However, TLS still involves a lot of code code that isn't pure low-level cryptography, like numerous protocol and certificate parsers, CA store interface and chain validation, networking, protocol state handling, etc.

nickpsecurity 7 months ago | | [–]

“ Rustls is a memory safe TLS implementation with a focus on performance.”

If the other commenter was right, then what they’re saying is that people seeing a Rust TLS stack outperform non-Rust stacks might assume critical operations were written in memory-safe Rust. Then, that the post was implying memory-safe Rust is fast even with low-level operations. That maybe they could use Rust to replace C/C++ in other low-level, performance-critical routines. Then, they find out the heavy-lifting was memory-unsafe code called by Rust.

It does feel misleading if a reader thought Rust was replacing ASM/C/C++ in the low-level parts. I mean, even the AI people are getting high performance wrapping unsafe accelerator code in Python. So, what’s that prove?

In these situations, I might advertise that the protocol engine is in memory-safe code while the primitives are still unsafe.
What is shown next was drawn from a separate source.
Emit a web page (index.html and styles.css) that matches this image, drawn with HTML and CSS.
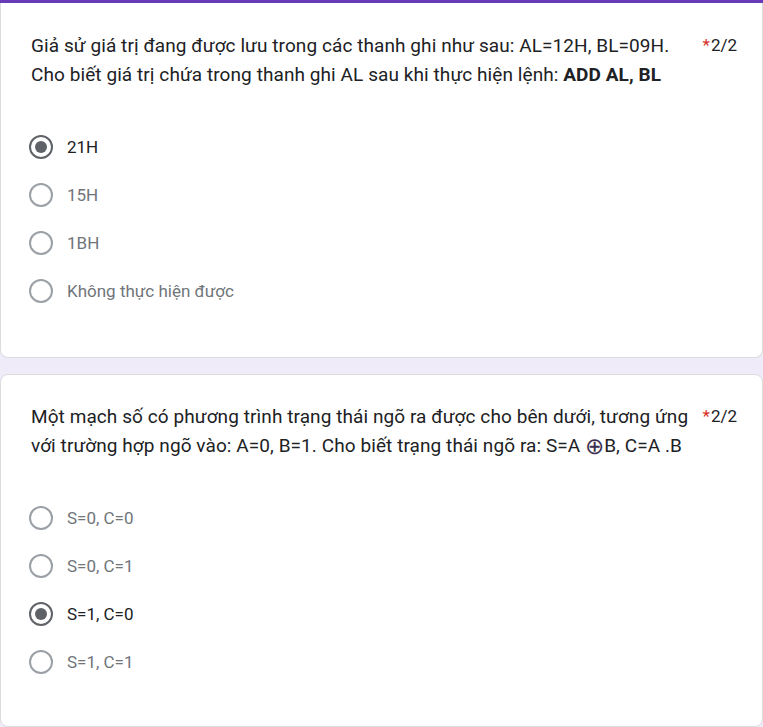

Something like that.

pornel 7 months ago | | | [–]

The lowest-level routines need to be written mostly in assembly to have constant-time execution (which is a difficult task even in assembly due to the complexity of modern CPUs). None of Rust, C, nor C++ can guarantee constant-time execution, and all three have aggressive optimisers that can remove "useless" code that is meant to defend against side-channel leaks.

However, there's more to TLS than just the lowest-level primitives. There's parsing, packet construction, certificate handling, protocol logic, buffer management, connection management, etc. These things can be written in safe Rust.

nickpsecurity 7 months ago | | | [–]

That’s memory-safe Rust mixed with unsafe assembly. The Rust should block many errors that would exist in an unsafe stack. There’s definitely benefits even if the whole program is no longer memory safe.

It’s also the same strategy I would have used except maybe attempting extra verification of the assembly. It’s one of the best choices with today’s tools. There’s work on constant-time compilation and certification but I don’t know its maturity.

tptacek 7 months ago | | | | [–]

It's a post about a memory safe TLS stack outperforming the dominant memory unsafe TLS stack, with metrics. The only observation that detractors are making is that, as with virtually every TLS stack, the lowest-level cryptography primitives are done in assembly. Ok, and?

nickpsecurity 7 months ago | | | [–]

Because, by definition, it’s not a memory-safe, TLS stack at that point. Security is only as strong as its weakest link. If critical components aren’t memory safe, we don’t usually call it memory safe overall or claim it’s in a memory safe language without clear qualifiers.

The detractors are talking about how they’re marketing or describing it. They want the memory safe and Rust labels to only be used for memory safe and purely-Rust programs. That’s fair.

Outside the marketing, the stack is good work. I’m grateful for all the TLS teams do to keep us safer.

ozgrakkurt 7 months ago | | | [–]

I am switching to zig after writing rust professionally for 5+ years, but this take doesn’t make any sense having small amount of unsafe primitives is not the same as having all of your code unsafe. Especially higher level logic code can have a lot of mistakes, and the low level primitives very likely will be written by more experienced and careful people. This is the whole point of rust, even if it is questionable if it reaches it. Title only says rustls beats the other libraries which is objectively true so don’t see what is misleading here.

carlmr 7 months ago | | | [–]

>this take doesn’t make any sense having small amount of unsafe primitives is not the same as having all of your code unsafe

I've been arguing this for years. It makes the area you need to review more tightly much smaller. Making it way easier to find bugs in the first place. I'm sometimes wondering if unsafe was the right choice of keyword. Because to people that don't understand the language, it conveys the sense that Rust doesn't help with memory safety at all.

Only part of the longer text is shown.